后来我还是继续走了一段,但不是按照原计划硬走到底。我把那段路拆开:先走到下一个灯更亮、店更多的路口,再决定要不要继续。这样一来,步行突然就没那么消耗了。我甚至在一家卖冰峰的小店前停下来,顺手看了看附近哪条街坐的人更多、哪边餐馆门口翻台更快。对很多外国人来说,旅行中的“安全感”经常被理解成避开危险,可我越来越相信,更重要的一层是别让自己在疲惫的时候进入低质量判断。西安教会我的,不是少走路,而是别把“还能走”误以为“应该继续走”。

In the end, I did keep walking for a while, but not by forcing the original plan all the way through. I broke the route into sections. First reach the next brighter intersection with more shops, then decide again whether to continue. Once I did that, the walk stopped draining me so much. I even paused in front of a small shop selling Ice Peak soda and used the moment to observe which nearby street had more seated people and which row of restaurants seemed to turn tables faster. For many foreigners, travel “safety” is often understood only as avoiding danger. I increasingly believe that an even more important layer is refusing to enter low-quality judgment mode when tired. What Xi’an taught me was not to walk less.

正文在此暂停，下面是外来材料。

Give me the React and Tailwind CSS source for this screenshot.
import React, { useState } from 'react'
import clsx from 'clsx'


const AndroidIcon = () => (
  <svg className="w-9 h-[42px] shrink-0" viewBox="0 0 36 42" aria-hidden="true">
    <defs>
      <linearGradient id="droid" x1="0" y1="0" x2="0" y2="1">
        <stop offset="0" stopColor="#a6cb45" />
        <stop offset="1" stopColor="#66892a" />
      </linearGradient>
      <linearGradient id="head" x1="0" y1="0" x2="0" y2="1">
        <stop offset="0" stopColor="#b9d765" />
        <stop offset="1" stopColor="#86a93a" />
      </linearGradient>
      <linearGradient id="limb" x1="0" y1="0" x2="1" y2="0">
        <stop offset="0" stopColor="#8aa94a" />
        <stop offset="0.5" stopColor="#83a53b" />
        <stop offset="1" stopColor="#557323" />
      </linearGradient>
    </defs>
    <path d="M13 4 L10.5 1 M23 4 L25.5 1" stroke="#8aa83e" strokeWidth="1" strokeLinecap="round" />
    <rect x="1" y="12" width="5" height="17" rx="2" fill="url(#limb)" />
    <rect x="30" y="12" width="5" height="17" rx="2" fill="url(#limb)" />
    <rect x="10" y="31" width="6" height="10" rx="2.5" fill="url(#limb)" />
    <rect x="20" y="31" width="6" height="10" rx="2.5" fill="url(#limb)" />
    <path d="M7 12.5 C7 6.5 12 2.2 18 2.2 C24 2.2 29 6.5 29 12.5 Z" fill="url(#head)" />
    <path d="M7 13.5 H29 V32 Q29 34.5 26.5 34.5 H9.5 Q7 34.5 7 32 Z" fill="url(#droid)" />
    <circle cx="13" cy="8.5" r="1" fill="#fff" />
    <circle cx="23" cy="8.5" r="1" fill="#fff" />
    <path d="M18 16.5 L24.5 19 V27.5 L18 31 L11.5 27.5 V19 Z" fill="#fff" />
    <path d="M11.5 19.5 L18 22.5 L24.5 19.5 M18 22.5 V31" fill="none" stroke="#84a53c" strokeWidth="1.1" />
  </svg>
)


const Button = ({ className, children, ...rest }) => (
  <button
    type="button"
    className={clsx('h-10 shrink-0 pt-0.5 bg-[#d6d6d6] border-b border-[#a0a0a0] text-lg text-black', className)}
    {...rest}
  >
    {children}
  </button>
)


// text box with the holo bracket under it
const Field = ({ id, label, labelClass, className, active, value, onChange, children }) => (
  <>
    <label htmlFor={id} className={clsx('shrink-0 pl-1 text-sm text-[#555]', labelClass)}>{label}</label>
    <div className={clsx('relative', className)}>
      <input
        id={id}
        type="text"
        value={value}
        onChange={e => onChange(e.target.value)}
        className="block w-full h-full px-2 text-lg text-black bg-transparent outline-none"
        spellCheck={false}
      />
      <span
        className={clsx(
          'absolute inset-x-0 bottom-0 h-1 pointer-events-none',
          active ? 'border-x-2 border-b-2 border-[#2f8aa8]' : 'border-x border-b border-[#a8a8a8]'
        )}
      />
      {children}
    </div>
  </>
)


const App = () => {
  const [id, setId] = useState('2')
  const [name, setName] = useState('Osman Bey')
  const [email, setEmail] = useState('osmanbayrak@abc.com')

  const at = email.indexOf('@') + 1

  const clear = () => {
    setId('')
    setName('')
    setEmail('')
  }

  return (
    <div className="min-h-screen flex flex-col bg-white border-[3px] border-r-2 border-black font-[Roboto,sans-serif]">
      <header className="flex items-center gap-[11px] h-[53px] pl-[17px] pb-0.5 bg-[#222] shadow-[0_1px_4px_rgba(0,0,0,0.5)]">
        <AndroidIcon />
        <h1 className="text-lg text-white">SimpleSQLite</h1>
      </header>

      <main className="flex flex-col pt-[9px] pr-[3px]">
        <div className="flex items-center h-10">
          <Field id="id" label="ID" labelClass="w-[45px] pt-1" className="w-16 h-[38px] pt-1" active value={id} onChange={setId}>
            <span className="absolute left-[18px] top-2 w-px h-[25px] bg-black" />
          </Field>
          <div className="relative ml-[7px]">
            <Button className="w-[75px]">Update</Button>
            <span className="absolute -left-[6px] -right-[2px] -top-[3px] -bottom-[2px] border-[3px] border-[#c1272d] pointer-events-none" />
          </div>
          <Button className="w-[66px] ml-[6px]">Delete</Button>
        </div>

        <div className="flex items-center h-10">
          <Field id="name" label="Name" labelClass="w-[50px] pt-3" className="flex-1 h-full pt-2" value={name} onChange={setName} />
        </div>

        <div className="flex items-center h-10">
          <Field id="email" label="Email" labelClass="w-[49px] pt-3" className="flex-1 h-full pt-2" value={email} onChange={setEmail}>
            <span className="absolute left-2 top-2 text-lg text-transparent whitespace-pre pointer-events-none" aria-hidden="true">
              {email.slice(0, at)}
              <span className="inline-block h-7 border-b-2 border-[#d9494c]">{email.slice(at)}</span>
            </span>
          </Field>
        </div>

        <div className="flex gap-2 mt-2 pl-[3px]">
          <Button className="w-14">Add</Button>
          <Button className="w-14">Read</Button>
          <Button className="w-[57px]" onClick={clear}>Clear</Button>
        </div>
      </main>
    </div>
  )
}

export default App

It was to stop confusing “I still can” with “I should.”

TravelCN scene 2

后来夜色真正压下来时,我已经坐在一家门口不太吵的小馆子里,桌上放着一碗面和一瓶冰水,窗外还能看见城墙附近的灯。回头想想,我最庆幸的不是自己省了几分钟,也不是自己多看了一段景,而是我在那个风开始变凉的时刻,没有把旅行硬推成一场体力比赛。对外国人在中国这种城市里行走来说,成熟往往不是更敢冲,而是更早看见自己什么时候该慢下来。那天西安的风,就是这样一点点把这个判断吹进我脑子里的。

By the time night really settled, I was already sitting inside a small restaurant that was not too noisy, with a bowl of noodles and a bottle of cold water on the table and the lights near the wall still visible outside the window. Looking back, what I was most grateful for was not that I had saved a few minutes or seen one extra section of the city. It was that when the wind began to turn cooler, I did not force the trip into a physical competition. For foreigners moving through Chinese cities like this, maturity often does not mean charging forward more boldly. It means seeing earlier when it is time to slow down. That evening in Xi’an, the wind along the wall slowly carried that judgment into my head.